In democratic organizations mistakes are more quickly exposed, making it easier for the organization to correct them and become more efficient. And a range of viewpoints gives them the flexibility to adapt to change. Authoritarian bureaucracies lack this trait, which is why they seem incapable of learning from experience. Germs that would die within minutes if exposed to the light can live and breed forever in a dark enclosed environment. Mistakes that are covered up tend to mushroom into disasters, and classified material is usually released only when it's too late to prevent the follies it reveals.

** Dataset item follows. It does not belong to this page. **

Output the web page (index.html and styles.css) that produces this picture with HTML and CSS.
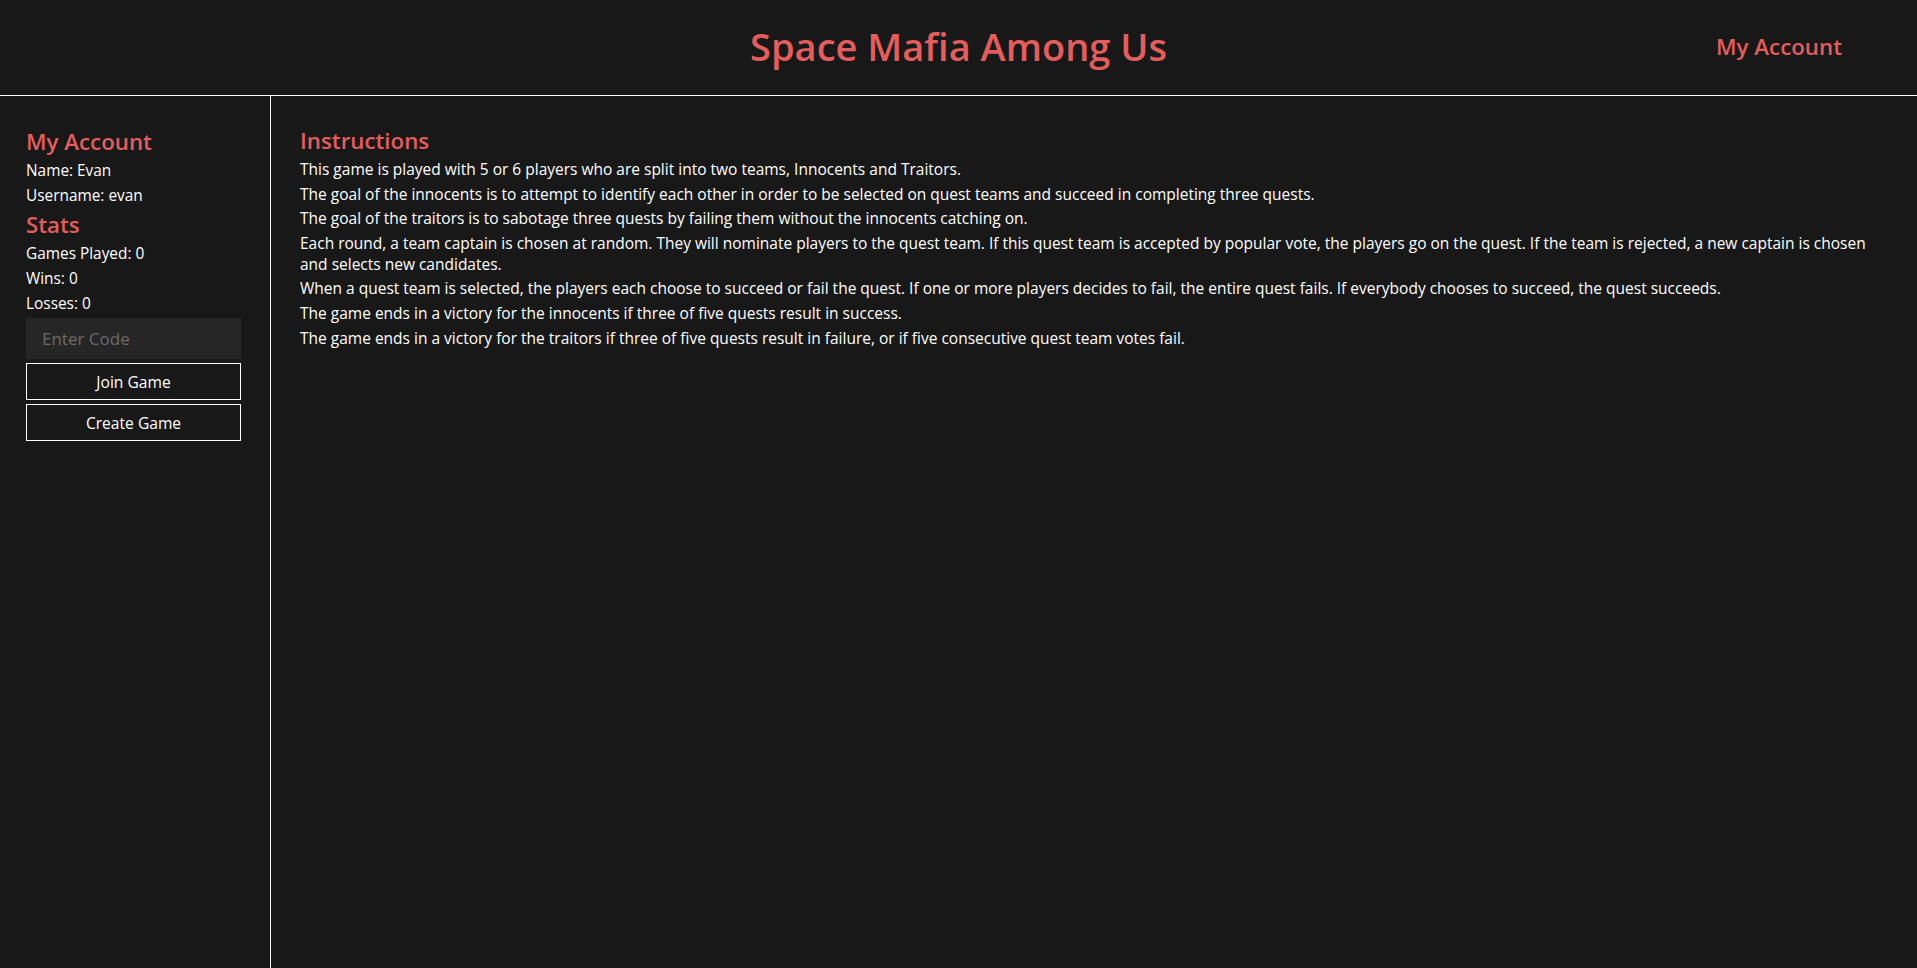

We, the people of the United States, are supposedly too shortsighted to have any say in foreign policy. But is it really possible to be more shortsighted than our "experts" have been? It has cost American taxpayers billions of dollars to prop up military dictators all over the Third World, and then cost us many more billions to clean up after them. And if American soldiers are to be killed because of actions which we pay for, and which have generated so much hatred against us, shouldn't we have a say in authorizing them? Our nation would be a great deal stronger and richer if democracy had "handicapped" our policy makers a little more in the past.

A series of polls conducted at the end of the millennium found that from 2/3 to 4/5 of the American people wanted the United States to sign international accords, wanted to strengthen the UN, and felt the United States should not act unilaterally to reduce international crises, but should share leadership with other nations.

We live in a shrunken, interdependent world, in which a problem anywhere quickly becomes a problem everywhere. We live in a global economy, in which national boundaries are increasingly meaningless. We live in a global ecosystem in which pollution in one part of the world poisons people thousands of miles away. To pretend that the United States is somehow an isolated entity is a kind of political psychosis. Yet the "experts" seem strangely unaware of this new world and have managed to retain a kind of 19th century insularity, while our "uninformed" populace is thinking globally.

No one would argue that the American public should be involved in the day-to-day conduct of foreign and military policy--although they could hardly come up with anything more shortsighted and expensive than the "experts". But there's no reason why they should be excluded from a consideration of the general outlines of such policy, since they bear the burden of its costs and the repercussions of its failures.

Most American cities have a General Plan--publicly derived--against which specific development proposals can be measured. The United States needs such a General Plan for foreign policy--one that more accurately reflects the will of the people and could act as a restraint on the myopic and puerile adventurism that has characterized the "expert" policies of the last fifty years.

We need a plan that reflects the shrunken world we actually inhabit, not the world of Rudyard Kipling.

Power corrupts, as we know, and those most drawn to positions of power are the very ones most likely to abuse it. The more our leaders are able to limit the input of ideas and feedback--the more they are able to pursue single-track, ideologically-driven policies--the more policy disasters we can anticipate. The more power is centered in a small group of leaders who cannot be challenged or criticized, the more that power will be abused. For the only way not to abuse power is to share it.